Problem requirements —
Retype all of the listing exactly, passing over any picture you find.

Collected material —
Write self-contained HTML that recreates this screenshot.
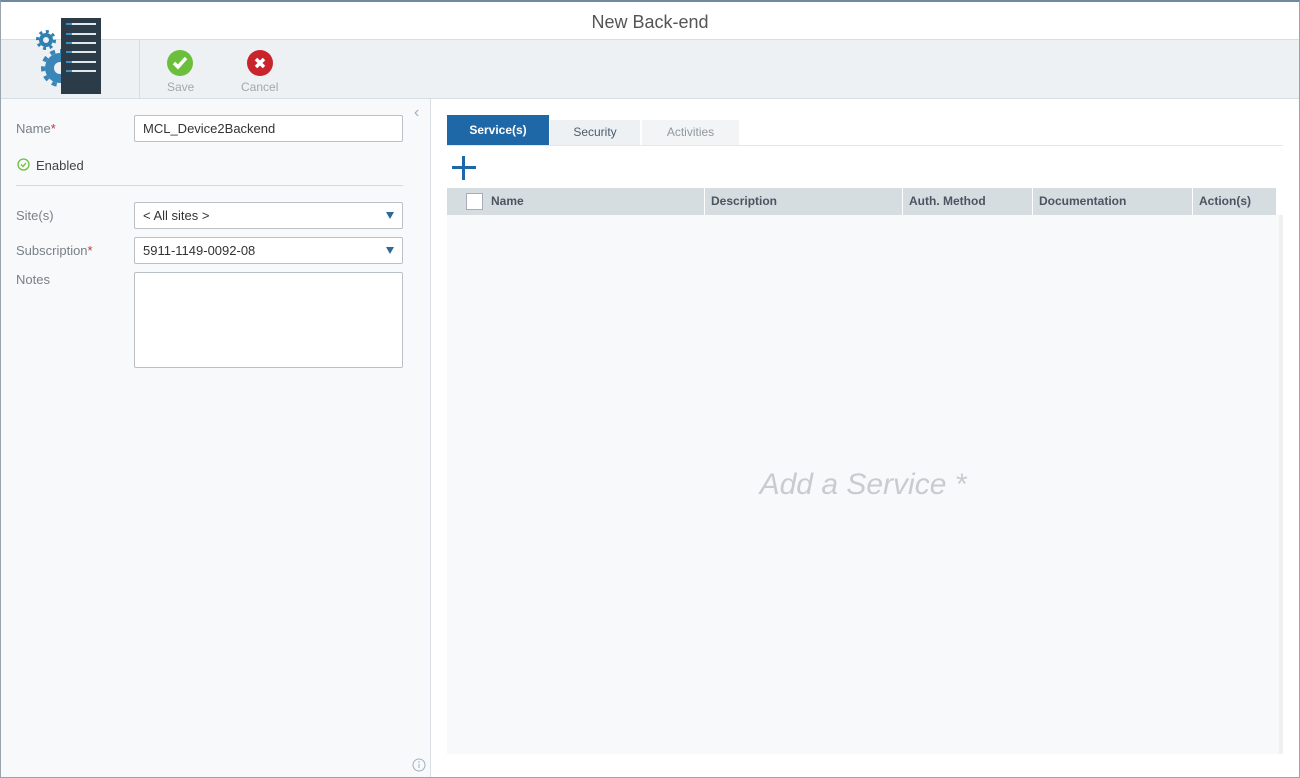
<!DOCTYPE html>
<html><head><style>
*{box-sizing:border-box;margin:0;padding:0}
body{width:1300px;height:778px;overflow:hidden;font-family:"Liberation Sans",sans-serif;background:#fff;position:relative;font-size:13px}
.abs{position:absolute}
.lbl{color:#7a8086;font-size:13px}
.inp{position:absolute;left:134px;width:269px;border:1px solid #b9c0c6;background:#fff;border-radius:2px;font-size:13px;color:#333;padding-left:8px}
.tri{position:absolute;right:8px;top:9px;width:0;height:0;border-left:4px solid transparent;border-right:4px solid transparent;border-top:7px solid #2d6a9a}
</style></head><body>
<div class="abs" style="left:0;top:0;width:1300px;height:778px;border:1px solid #9aa4ad;border-top:2px solid #6e8aa3"></div>
<div class="abs" style="left:0;top:12px;width:1300px;text-align:center;font-size:18px;color:#555">New Back-end</div>
<div class="abs" style="left:1px;top:39px;width:1298px;height:60px;background:#eef1f4;border-top:1px solid #d6dde3;border-bottom:1px solid #d6dde3"></div>
<div class="abs" style="left:139px;top:40px;width:1px;height:58px;background:#d6dde3"></div>
<svg class="abs" style="left:30px;top:16px" width="75" height="80" viewBox="0 0 75 80">
<circle cx="16" cy="24" r="7" fill="#2f7fb0"/><circle cx="16" cy="24" r="8.5" fill="none" stroke="#2f7fb0" stroke-width="3" stroke-dasharray="3 3.6"/><circle cx="16" cy="24" r="3" fill="#eef1f4"/>
<circle cx="30" cy="52" r="15" fill="#3b86b8"/><circle cx="30" cy="52" r="17" fill="none" stroke="#3b86b8" stroke-width="4" stroke-dasharray="5 5"/><circle cx="30" cy="52" r="6" fill="#eef1f4"/>
<rect x="31" y="2" width="40" height="76" fill="#2c3b48"/>
<g stroke="#dfe6ec" stroke-width="2"><line x1="38" y1="8" x2="66" y2="8"/><line x1="38" y1="18" x2="66" y2="18"/><line x1="38" y1="27" x2="66" y2="27"/><line x1="38" y1="36" x2="66" y2="36"/><line x1="38" y1="46" x2="66" y2="46"/><line x1="38" y1="55" x2="66" y2="55"/></g>
<g stroke="#3f8fc5" stroke-width="2"><line x1="36" y1="8" x2="42" y2="8"/><line x1="36" y1="18" x2="42" y2="18"/><line x1="36" y1="27" x2="42" y2="27"/><line x1="36" y1="36" x2="42" y2="36"/><line x1="36" y1="46" x2="42" y2="46"/><line x1="36" y1="55" x2="42" y2="55"/></g>
</svg>
<svg class="abs" style="left:167px;top:50px" width="26" height="26"><circle cx="13" cy="13" r="13" fill="#6cbf3c"/><path d="M7 13l4 4 8-9" stroke="#fff" stroke-width="3.5" fill="none"/></svg>
<div class="abs" style="left:167px;top:80px;font-size:12px;color:#a0a8ae">Save</div>
<svg class="abs" style="left:247px;top:50px" width="26" height="26"><circle cx="13" cy="13" r="13" fill="#c9232c"/><path d="M9 9l8 8M17 9l-8 8" stroke="#fff" stroke-width="3.5"/></svg>
<div class="abs" style="left:241px;top:80px;font-size:12px;color:#a0a8ae">Cancel</div>
<div class="abs" style="left:1px;top:99px;width:430px;height:678px;background:#f7f9fb;border-right:1px solid #d8dee3"></div>
<div class="abs" style="left:414px;top:104px;color:#9fb0bd;font-size:16px">&#8249;</div>
<div class="abs lbl" style="left:16px;top:121px">Name<span style="color:#c33">*</span></div>
<div class="inp" style="top:115px;height:27px;line-height:25px">MCL_Device2Backend</div>
<svg class="abs" style="left:17px;top:158px" width="13" height="13"><circle cx="6.5" cy="6.5" r="5.5" stroke="#6cbf3c" stroke-width="1.3" fill="none"/><path d="M4 6.5l2 2 3-3.5" stroke="#6cbf3c" stroke-width="1.3" fill="none"/></svg>
<div class="abs" style="left:36px;top:158px;color:#444">Enabled</div>
<div class="abs" style="left:16px;top:185px;width:387px;height:1px;background:#d4dadf"></div>
<div class="abs lbl" style="left:16px;top:208px">Site(s)</div>
<div class="inp" style="top:202px;height:27px;line-height:25px">&lt; All sites &gt;<div class="tri"></div></div>
<div class="abs lbl" style="left:16px;top:243px">Subscription<span style="color:#c33">*</span></div>
<div class="inp" style="top:237px;height:27px;line-height:25px">5911-1149-0092-08<div class="tri"></div></div>
<div class="abs lbl" style="left:16px;top:272px">Notes</div>
<div class="inp" style="top:272px;height:96px"></div>
<svg class="abs" style="left:412px;top:758px" width="14" height="14"><circle cx="7" cy="7" r="6" stroke="#9fb0bd" fill="none"/><line x1="7" y1="6" x2="7" y2="10" stroke="#9fb0bd"/><circle cx="7" cy="4" r=".8" fill="#9fb0bd"/></svg>
<div class="abs" style="left:447px;top:145px;width:836px;height:1px;background:#e3e8ec"></div>
<div class="abs" style="left:447px;top:115px;width:102px;height:30px;background:#1f68a8;color:#fff;font-weight:bold;font-size:12px;text-align:center;line-height:30px">Service(s)</div>
<div class="abs" style="left:550px;top:120px;width:90px;height:25px;background:#eef1f4;color:#4c5c6a;font-size:12px;text-align:center;line-height:25px">Security</div>
<div class="abs" style="left:642px;top:120px;width:97px;height:25px;background:#f2f4f6;color:#8f999f;font-size:12px;text-align:center;line-height:25px">Activities</div>
<div class="abs" style="left:452px;top:166px;width:24px;height:3px;background:#1f68a8"></div>
<div class="abs" style="left:462px;top:156px;width:3px;height:24px;background:#1f68a8"></div>
<div class="abs" style="left:447px;top:215px;width:832px;height:539px;background:#f8f9fb"></div>
<div class="abs" style="left:1279px;top:215px;width:4px;height:539px;background:#eef0f2"></div>
<div class="abs" style="left:447px;top:188px;width:829px;height:27px;background:#d6dde1;font-size:12px;font-weight:bold;color:#4a5560;line-height:27px">
<div class="abs" style="left:19px;top:5px;width:17px;height:17px;background:#fff;border:1px solid #aab"></div>
<div class="abs" style="left:44px">Name</div>
<div class="abs" style="left:257px;top:0;width:1px;height:27px;background:#fff"></div>
<div class="abs" style="left:264px">Description</div>
<div class="abs" style="left:455px;top:0;width:1px;height:27px;background:#fff"></div>
<div class="abs" style="left:462px">Auth. Method</div>
<div class="abs" style="left:585px;top:0;width:1px;height:27px;background:#fff"></div>
<div class="abs" style="left:592px">Documentation</div>
<div class="abs" style="left:745px;top:0;width:1px;height:27px;background:#fff"></div>
<div class="abs" style="left:752px">Action(s)</div>
</div>
<div class="abs" style="left:447px;top:468px;width:832px;text-align:center;font-size:30px;font-style:italic;color:#c8ccd0">Add a Service *</div>
</body></html>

Written reply —
Write self-contained HTML that recreates this screenshot.
<!DOCTYPE html>
<html><head><style>
*{box-sizing:border-box;margin:0;padding:0}
body{width:1300px;height:778px;overflow:hidden;font-family:"Liberation Sans",sans-serif;background:#fff;position:relative;font-size:13px}
.abs{position:absolute}
.lbl{color:#7a8086;font-size:13px}
.inp{position:absolute;left:134px;width:269px;border:1px solid #b9c0c6;background:#fff;border-radius:2px;font-size:13px;color:#333;padding-left:8px}
.tri{position:absolute;right:8px;top:9px;width:0;height:0;border-left:4px solid transparent;border-right:4px solid transparent;border-top:7px solid #2d6a9a}
</style></head><body>
<div class="abs" style="left:0;top:0;width:1300px;height:778px;border:1px solid #9aa4ad;border-top:2px solid #6e8aa3"></div>
<div class="abs" style="left:0;top:12px;width:1300px;text-align:center;font-size:18px;color:#555">New Back-end</div>
<div class="abs" style="left:1px;top:39px;width:1298px;height:60px;background:#eef1f4;border-top:1px solid #d6dde3;border-bottom:1px solid #d6dde3"></div>
<div class="abs" style="left:139px;top:40px;width:1px;height:58px;background:#d6dde3"></div>
<svg class="abs" style="left:30px;top:16px" width="75" height="80" viewBox="0 0 75 80">
<circle cx="16" cy="24" r="7" fill="#2f7fb0"/><circle cx="16" cy="24" r="8.5" fill="none" stroke="#2f7fb0" stroke-width="3" stroke-dasharray="3 3.6"/><circle cx="16" cy="24" r="3" fill="#eef1f4"/>
<circle cx="30" cy="52" r="15" fill="#3b86b8"/><circle cx="30" cy="52" r="17" fill="none" stroke="#3b86b8" stroke-width="4" stroke-dasharray="5 5"/><circle cx="30" cy="52" r="6" fill="#eef1f4"/>
<rect x="31" y="2" width="40" height="76" fill="#2c3b48"/>
<g stroke="#dfe6ec" stroke-width="2"><line x1="38" y1="8" x2="66" y2="8"/><line x1="38" y1="18" x2="66" y2="18"/><line x1="38" y1="27" x2="66" y2="27"/><line x1="38" y1="36" x2="66" y2="36"/><line x1="38" y1="46" x2="66" y2="46"/><line x1="38" y1="55" x2="66" y2="55"/></g>
<g stroke="#3f8fc5" stroke-width="2"><line x1="36" y1="8" x2="42" y2="8"/><line x1="36" y1="18" x2="42" y2="18"/><line x1="36" y1="27" x2="42" y2="27"/><line x1="36" y1="36" x2="42" y2="36"/><line x1="36" y1="46" x2="42" y2="46"/><line x1="36" y1="55" x2="42" y2="55"/></g>
</svg>
<svg class="abs" style="left:167px;top:50px" width="26" height="26"><circle cx="13" cy="13" r="13" fill="#6cbf3c"/><path d="M7 13l4 4 8-9" stroke="#fff" stroke-width="3.5" fill="none"/></svg>
<div class="abs" style="left:167px;top:80px;font-size:12px;color:#a0a8ae">Save</div>
<svg class="abs" style="left:247px;top:50px" width="26" height="26"><circle cx="13" cy="13" r="13" fill="#c9232c"/><path d="M9 9l8 8M17 9l-8 8" stroke="#fff" stroke-width="3.5"/></svg>
<div class="abs" style="left:241px;top:80px;font-size:12px;color:#a0a8ae">Cancel</div>
<div class="abs" style="left:1px;top:99px;width:430px;height:678px;background:#f7f9fb;border-right:1px solid #d8dee3"></div>
<div class="abs" style="left:414px;top:104px;color:#9fb0bd;font-size:16px">&#8249;</div>
<div class="abs lbl" style="left:16px;top:121px">Name<span style="color:#c33">*</span></div>
<div class="inp" style="top:115px;height:27px;line-height:25px">MCL_Device2Backend</div>
<svg class="abs" style="left:17px;top:158px" width="13" height="13"><circle cx="6.5" cy="6.5" r="5.5" stroke="#6cbf3c" stroke-width="1.3" fill="none"/><path d="M4 6.5l2 2 3-3.5" stroke="#6cbf3c" stroke-width="1.3" fill="none"/></svg>
<div class="abs" style="left:36px;top:158px;color:#444">Enabled</div>
<div class="abs" style="left:16px;top:185px;width:387px;height:1px;background:#d4dadf"></div>
<div class="abs lbl" style="left:16px;top:208px">Site(s)</div>
<div class="inp" style="top:202px;height:27px;line-height:25px">&lt; All sites &gt;<div class="tri"></div></div>
<div class="abs lbl" style="left:16px;top:243px">Subscription<span style="color:#c33">*</span></div>
<div class="inp" style="top:237px;height:27px;line-height:25px">5911-1149-0092-08<div class="tri"></div></div>
<div class="abs lbl" style="left:16px;top:272px">Notes</div>
<div class="inp" style="top:272px;height:96px"></div>
<svg class="abs" style="left:412px;top:758px" width="14" height="14"><circle cx="7" cy="7" r="6" stroke="#9fb0bd" fill="none"/><line x1="7" y1="6" x2="7" y2="10" stroke="#9fb0bd"/><circle cx="7" cy="4" r=".8" fill="#9fb0bd"/></svg>
<div class="abs" style="left:447px;top:145px;width:836px;height:1px;background:#e3e8ec"></div>
<div class="abs" style="left:447px;top:115px;width:102px;height:30px;background:#1f68a8;color:#fff;font-weight:bold;font-size:12px;text-align:center;line-height:30px">Service(s)</div>
<div class="abs" style="left:550px;top:120px;width:90px;height:25px;background:#eef1f4;color:#4c5c6a;font-size:12px;text-align:center;line-height:25px">Security</div>
<div class="abs" style="left:642px;top:120px;width:97px;height:25px;background:#f2f4f6;color:#8f999f;font-size:12px;text-align:center;line-height:25px">Activities</div>
<div class="abs" style="left:452px;top:166px;width:24px;height:3px;background:#1f68a8"></div>
<div class="abs" style="left:462px;top:156px;width:3px;height:24px;background:#1f68a8"></div>
<div class="abs" style="left:447px;top:215px;width:832px;height:539px;background:#f8f9fb"></div>
<div class="abs" style="left:1279px;top:215px;width:4px;height:539px;background:#eef0f2"></div>
<div class="abs" style="left:447px;top:188px;width:829px;height:27px;background:#d6dde1;font-size:12px;font-weight:bold;color:#4a5560;line-height:27px">
<div class="abs" style="left:19px;top:5px;width:17px;height:17px;background:#fff;border:1px solid #aab"></div>
<div class="abs" style="left:44px">Name</div>
<div class="abs" style="left:257px;top:0;width:1px;height:27px;background:#fff"></div>
<div class="abs" style="left:264px">Description</div>
<div class="abs" style="left:455px;top:0;width:1px;height:27px;background:#fff"></div>
<div class="abs" style="left:462px">Auth. Method</div>
<div class="abs" style="left:585px;top:0;width:1px;height:27px;background:#fff"></div>
<div class="abs" style="left:592px">Documentation</div>
<div class="abs" style="left:745px;top:0;width:1px;height:27px;background:#fff"></div>
<div class="abs" style="left:752px">Action(s)</div>
</div>
<div class="abs" style="left:447px;top:468px;width:832px;text-align:center;font-size:30px;font-style:italic;color:#c8ccd0">Add a Service *</div>
</body></html>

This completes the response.